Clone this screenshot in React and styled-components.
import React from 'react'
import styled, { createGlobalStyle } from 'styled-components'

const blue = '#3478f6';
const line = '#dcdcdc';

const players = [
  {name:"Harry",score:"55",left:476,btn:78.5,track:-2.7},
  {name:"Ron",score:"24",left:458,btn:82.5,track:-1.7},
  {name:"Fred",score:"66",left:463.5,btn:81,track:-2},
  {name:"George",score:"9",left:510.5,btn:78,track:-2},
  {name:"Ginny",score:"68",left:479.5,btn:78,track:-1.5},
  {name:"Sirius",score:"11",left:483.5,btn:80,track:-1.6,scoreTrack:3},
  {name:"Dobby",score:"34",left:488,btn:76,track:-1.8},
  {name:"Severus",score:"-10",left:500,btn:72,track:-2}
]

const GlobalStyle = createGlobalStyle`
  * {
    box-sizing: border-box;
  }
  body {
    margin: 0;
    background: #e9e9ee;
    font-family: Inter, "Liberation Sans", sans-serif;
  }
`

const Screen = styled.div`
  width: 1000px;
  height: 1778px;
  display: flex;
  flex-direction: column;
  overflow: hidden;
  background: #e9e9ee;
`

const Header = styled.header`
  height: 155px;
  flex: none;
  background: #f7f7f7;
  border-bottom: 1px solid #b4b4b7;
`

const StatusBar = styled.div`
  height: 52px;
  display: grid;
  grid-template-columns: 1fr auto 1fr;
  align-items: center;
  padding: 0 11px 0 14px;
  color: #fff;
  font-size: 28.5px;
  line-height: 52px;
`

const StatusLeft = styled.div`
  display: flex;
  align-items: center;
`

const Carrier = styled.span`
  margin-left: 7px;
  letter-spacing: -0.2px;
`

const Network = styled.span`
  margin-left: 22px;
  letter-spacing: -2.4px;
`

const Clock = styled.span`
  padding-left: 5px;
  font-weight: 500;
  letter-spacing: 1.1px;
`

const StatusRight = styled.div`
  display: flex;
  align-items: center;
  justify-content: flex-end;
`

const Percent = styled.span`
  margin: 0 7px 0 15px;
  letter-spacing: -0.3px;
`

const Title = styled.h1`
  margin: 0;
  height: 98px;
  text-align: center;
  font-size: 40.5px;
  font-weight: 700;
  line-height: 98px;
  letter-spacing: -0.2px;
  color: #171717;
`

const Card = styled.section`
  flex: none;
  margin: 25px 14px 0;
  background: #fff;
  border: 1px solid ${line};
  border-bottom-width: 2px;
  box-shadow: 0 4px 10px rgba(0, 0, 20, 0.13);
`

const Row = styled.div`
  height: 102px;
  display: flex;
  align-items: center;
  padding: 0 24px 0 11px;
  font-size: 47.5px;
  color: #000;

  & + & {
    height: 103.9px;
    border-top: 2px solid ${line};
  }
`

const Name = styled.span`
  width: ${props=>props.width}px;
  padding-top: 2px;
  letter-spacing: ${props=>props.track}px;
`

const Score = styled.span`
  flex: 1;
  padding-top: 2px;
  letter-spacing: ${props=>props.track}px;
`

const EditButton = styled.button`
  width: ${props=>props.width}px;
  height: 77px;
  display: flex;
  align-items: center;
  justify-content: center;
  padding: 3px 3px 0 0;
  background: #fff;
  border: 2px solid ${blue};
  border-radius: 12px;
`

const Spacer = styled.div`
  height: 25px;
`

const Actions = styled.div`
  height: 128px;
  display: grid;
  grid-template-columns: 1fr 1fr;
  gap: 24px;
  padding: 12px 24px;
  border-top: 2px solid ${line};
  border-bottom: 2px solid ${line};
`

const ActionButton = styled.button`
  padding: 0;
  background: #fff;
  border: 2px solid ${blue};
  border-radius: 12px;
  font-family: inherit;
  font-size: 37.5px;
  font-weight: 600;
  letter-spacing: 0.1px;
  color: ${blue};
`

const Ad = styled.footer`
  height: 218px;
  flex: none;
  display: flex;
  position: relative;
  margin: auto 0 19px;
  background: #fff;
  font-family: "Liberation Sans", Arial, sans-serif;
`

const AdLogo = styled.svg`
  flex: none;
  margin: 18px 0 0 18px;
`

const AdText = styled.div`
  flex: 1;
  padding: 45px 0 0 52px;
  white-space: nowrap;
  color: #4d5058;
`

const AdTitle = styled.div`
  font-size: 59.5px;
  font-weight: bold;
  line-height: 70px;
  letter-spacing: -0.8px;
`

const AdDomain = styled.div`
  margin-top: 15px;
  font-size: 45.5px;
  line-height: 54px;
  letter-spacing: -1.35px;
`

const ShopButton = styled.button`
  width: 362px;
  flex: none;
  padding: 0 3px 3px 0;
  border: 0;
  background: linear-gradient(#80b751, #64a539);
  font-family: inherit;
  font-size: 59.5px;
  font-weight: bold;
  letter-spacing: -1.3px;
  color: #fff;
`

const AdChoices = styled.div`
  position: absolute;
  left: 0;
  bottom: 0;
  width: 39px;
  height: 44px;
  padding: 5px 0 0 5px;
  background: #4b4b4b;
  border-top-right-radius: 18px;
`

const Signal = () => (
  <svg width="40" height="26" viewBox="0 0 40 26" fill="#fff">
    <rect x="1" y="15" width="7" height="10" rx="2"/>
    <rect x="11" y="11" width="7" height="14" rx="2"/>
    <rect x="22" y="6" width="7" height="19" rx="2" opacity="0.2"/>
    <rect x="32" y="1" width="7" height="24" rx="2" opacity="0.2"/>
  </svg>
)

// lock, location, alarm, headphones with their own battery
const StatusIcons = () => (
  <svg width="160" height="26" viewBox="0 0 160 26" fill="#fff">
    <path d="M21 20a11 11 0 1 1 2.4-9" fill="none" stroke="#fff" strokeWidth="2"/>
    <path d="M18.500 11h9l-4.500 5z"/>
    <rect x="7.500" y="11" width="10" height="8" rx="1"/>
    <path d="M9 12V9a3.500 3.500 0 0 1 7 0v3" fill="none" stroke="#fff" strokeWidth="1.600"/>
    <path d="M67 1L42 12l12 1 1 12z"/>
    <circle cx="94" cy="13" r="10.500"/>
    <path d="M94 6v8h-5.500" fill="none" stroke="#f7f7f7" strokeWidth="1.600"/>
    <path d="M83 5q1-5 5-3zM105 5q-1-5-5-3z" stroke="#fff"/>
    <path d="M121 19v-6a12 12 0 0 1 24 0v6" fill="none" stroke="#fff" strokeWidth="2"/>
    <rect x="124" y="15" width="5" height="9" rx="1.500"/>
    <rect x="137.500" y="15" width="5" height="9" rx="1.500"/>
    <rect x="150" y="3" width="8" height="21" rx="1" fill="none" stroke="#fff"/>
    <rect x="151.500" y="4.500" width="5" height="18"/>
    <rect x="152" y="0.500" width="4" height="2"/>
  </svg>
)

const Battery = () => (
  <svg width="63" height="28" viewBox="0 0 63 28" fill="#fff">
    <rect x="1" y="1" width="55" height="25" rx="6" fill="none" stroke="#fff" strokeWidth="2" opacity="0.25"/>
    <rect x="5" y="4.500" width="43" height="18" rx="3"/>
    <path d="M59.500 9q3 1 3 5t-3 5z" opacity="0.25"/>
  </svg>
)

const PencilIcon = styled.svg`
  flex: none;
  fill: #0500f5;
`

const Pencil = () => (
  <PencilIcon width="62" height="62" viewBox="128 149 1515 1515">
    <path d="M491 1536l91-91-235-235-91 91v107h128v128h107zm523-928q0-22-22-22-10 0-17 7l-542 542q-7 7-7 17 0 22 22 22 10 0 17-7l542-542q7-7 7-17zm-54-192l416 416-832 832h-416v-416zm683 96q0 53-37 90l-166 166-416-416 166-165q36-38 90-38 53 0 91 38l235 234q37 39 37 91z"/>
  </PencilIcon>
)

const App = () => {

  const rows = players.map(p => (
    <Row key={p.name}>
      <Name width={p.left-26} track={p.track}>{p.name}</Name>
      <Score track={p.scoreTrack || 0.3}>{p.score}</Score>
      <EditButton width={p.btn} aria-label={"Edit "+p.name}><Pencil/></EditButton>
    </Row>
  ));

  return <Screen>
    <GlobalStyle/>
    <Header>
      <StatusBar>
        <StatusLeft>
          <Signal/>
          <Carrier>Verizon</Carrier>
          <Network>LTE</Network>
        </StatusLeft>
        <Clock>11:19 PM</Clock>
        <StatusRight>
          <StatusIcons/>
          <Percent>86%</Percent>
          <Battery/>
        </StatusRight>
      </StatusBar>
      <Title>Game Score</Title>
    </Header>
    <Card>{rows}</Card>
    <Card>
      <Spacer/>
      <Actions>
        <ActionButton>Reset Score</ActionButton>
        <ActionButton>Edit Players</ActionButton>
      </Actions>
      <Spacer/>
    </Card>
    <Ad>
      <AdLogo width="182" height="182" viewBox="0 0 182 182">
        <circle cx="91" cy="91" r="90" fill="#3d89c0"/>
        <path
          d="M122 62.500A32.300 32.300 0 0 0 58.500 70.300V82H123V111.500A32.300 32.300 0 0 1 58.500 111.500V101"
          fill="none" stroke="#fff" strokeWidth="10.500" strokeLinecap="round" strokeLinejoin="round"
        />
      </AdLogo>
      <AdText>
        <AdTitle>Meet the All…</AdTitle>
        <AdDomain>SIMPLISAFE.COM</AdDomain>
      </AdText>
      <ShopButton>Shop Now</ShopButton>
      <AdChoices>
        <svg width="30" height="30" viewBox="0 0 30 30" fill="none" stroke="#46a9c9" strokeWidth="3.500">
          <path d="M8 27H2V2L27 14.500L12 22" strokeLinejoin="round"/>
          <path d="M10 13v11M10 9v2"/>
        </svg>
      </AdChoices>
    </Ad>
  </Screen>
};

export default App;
---
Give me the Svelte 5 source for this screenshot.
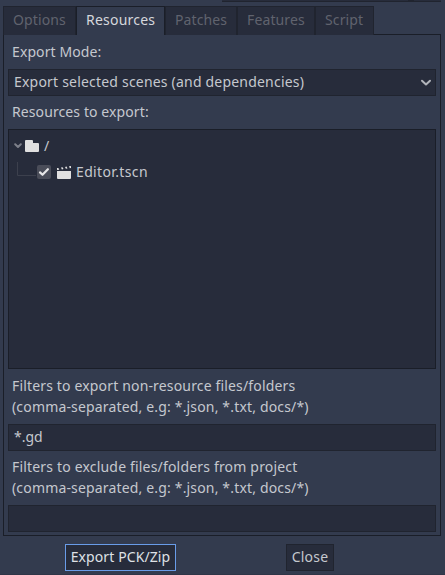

Stated goal>
The records are above. How many lines in them contain the word "this"? Give the number alone.

Worked answer>
2